Leídas, en el tren, las hojas de Uriarte. Están muy bien, como siempre. Uriartísimas. Maneras y razones de sus autores favoritos y sus propias razones y maneras de interesarse por ellos. Unas líneas sobre Leopardi son particularmente deliciosas: a partir de los 50, los vejetes perdemos la capacidad de cambiar de registro y quedamos definitivamente atrapados en dos categorías: la de los pelmazos que sólo hablan de ellos mismos y la de los bobos que los escuchamos.

Recuerdo haber oído una vez a Parra desarrollar esta idea: para la mayoría, conversar significa hablar ellos. Por mi parte, y volviendo al tren, admiro a ciertas señoras que resuelven a su manera esta cuestión hablando todas al mismo tiempo.

Hablando de su santoral (de Constant a Renard), Uriarte imagina encuentros que probablemente se produjeron sin que hubiese nadie para consignarlos: Einstein y Kafka tocando juntos el violín en Praga en 1912. La madre de Uriarte, su ama, y Salinger en el Museo de historia natural de Nueva York en 1928.

Y descubre y demuestra que Kodama mete mano en la obra de Borges.
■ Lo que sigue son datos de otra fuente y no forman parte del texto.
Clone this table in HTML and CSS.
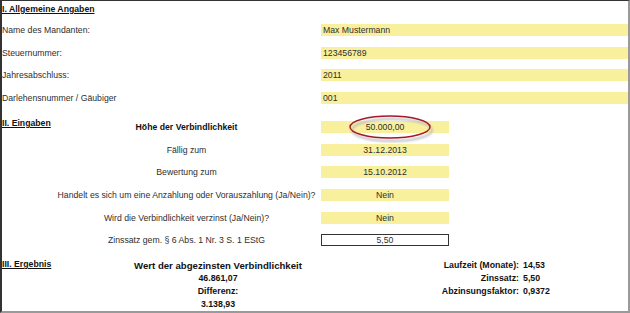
FILE: index.html
```html
<!DOCTYPE html>
<html lang="de">
<head>
<meta charset="utf-8">
<title>Abzinsung Verbindlichkeit</title>
<link rel="stylesheet" href="styles.css">
</head>
<body>
<div class="sheet">
  <section class="sec1">
    <h2 class="sec-title">I. Allgemeine Angaben</h2>
    <div class="grid1">
      <div class="lbl">Name des Mandanten:</div><div class="val">Max Mustermann</div>
      <div class="lbl">Steuernummer:</div><div class="val">123456789</div>
      <div class="lbl">Jahresabschluss:</div><div class="val">2011</div>
      <div class="lbl">Darlehensnummer / Gäubiger</div><div class="val">001</div>
    </div>
  </section>

  <section class="sec2">
    <h2 class="sec-title t2">II. Eingaben</h2>
    <div class="lbl2 bold">Höhe der Verbindlichkeit</div>
    <div class="val2 marked">50.000,00
      <svg class="ring" width="96" height="34" viewBox="0 0 96 34" aria-hidden="true">
        <defs>
          <filter id="sh" x="-20%" y="-40%" width="140%" height="180%">
            <feGaussianBlur stdDeviation="1.2"/>
          </filter>
        </defs>
        <ellipse cx="47" cy="15" rx="40" ry="11" fill="none" stroke="#bdbdbd" stroke-width="2" filter="url(#sh)"/>
        <ellipse cx="45" cy="12" rx="40" ry="11" fill="none" stroke="#a3192b" stroke-width="1.4"/>
      </svg>
    </div>
    <div class="lbl2">Fällig zum</div><div class="val2">31.12.2013</div>
    <div class="lbl2">Bewertung zum</div><div class="val2">15.10.2012</div>
    <div class="lbl2">Handelt es sich um eine Anzahlung oder Vorauszahlung (Ja/Nein)?</div><div class="val2">Nein</div>
    <div class="lbl2">Wird die Verbindlichkeit verzinst (Ja/Nein)?</div><div class="val2">Nein</div>
    <div class="lbl2">Zinssatz gem. § 6 Abs. 1 Nr. 3 S. 1 EStG</div><div class="val2 boxed">5,50</div>
  </section>

  <section class="sec3">
    <h2 class="sec-title t3">III. Ergebnis</h2>
    <div class="result">
      <div class="big">Wert der abgezinsten Verbindlichkeit</div>
      <div>46.861,07</div>
      <div>Differenz:</div>
      <div>3.138,93</div>
    </div>
    <div class="facts">
      <div class="fl">Laufzeit (Monate):</div><div>14,53</div>
      <div class="fl">Zinssatz:</div><div>5,50</div>
      <div class="fl">Abzinsungsfaktor:</div><div>0,9372</div>
    </div>
  </section>
</div>
</body>
</html>
```

FILE: styles.css
```css
* { box-sizing: border-box; }
html, body { margin: 0; padding: 0; background: #fff; }
body {
  font-family: "Liberation Sans", Arial, sans-serif;
  font-size: 8.7px;
  color: #2e2e2e;
}
.sheet {
  width: 630px;
  height: 313px;
  border-top: 1px solid #333;
  border-left: 2px solid #333;
  border-right: 2px solid #9a9a9a;
  border-bottom: 2px solid #9a9a9a;
  overflow: hidden;
}
.sec-title {
  margin: 0;
  font-size: 8.7px;
  font-weight: bold;
  text-decoration: underline;
  color: #111;
  line-height: 12px;
}
.sec1 .sec-title { height: 23px; padding-top: 2px; }
.grid1 {
  display: grid;
  grid-template-columns: 319px 1fr;
  grid-auto-rows: 12px;
  row-gap: 10.67px;
}
.lbl { line-height: 12px; white-space: nowrap; }
.val {
  background: #f9f09d;
  line-height: 12px;
  padding-left: 2px;
}

.sec2 {
  margin-top: 17px;
  display: grid;
  grid-template-columns: 50px 269px 128px;
  grid-auto-rows: 12px;
  row-gap: 10.67px;
}
.t2 { grid-column: 1; grid-row: 1; margin-top: -4px; line-height: 12px; }
.lbl2 { grid-column: 2; text-align: center; line-height: 12px; white-space: nowrap; }
.bold { font-weight: bold; color: #111; }
.val2 {
  grid-column: 3;
  background: #f9f09d;
  text-align: center;
  line-height: 12px;
}
.marked { position: relative; }
.ring { position: absolute; left: 24px; top: -6px; pointer-events: none; }
.boxed {
  background: #fff;
  border: 1px solid #333;
  line-height: 10px;
}

.sec3 {
  margin-top: 13px;
  display: flex;
  align-items: flex-start;
  font-weight: bold;
  color: #111;
}
.t3 { width: 98px; flex: none; line-height: 12px; margin-top: -1px; }
.result {
  width: 236px;
  flex: none;
  text-align: center;
  line-height: 13px;
  font-size: 8.8px;
}
.result .big { font-size: 9.6px; }
.facts {
  margin-left: 2px;
  display: grid;
  grid-template-columns: 181px auto;
  column-gap: 4px;
  line-height: 13px;
  font-size: 8.8px;
}
.fl { text-align: right; }
```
Montano reproduce el extracto sobre Constant donde Uriarte se refiere al diario como secreto o como espacio abierto a la galería. Enrique Lihn acuñó el término de galería imaginaria para burlarse de los escritores que tienden a darse en espectáculo, él el primero, entelequia de la que se apropió Rodrigo Lira y a la que dedica su Ars poétique. Imagino que todo escribidor, incluso el más desprovisto de lectores, tiene una galería personal que lo mira por encima del hombro. E imagino también que quien escribe en secreto, para sí mismo, escribe contra ella, para librarse de ella.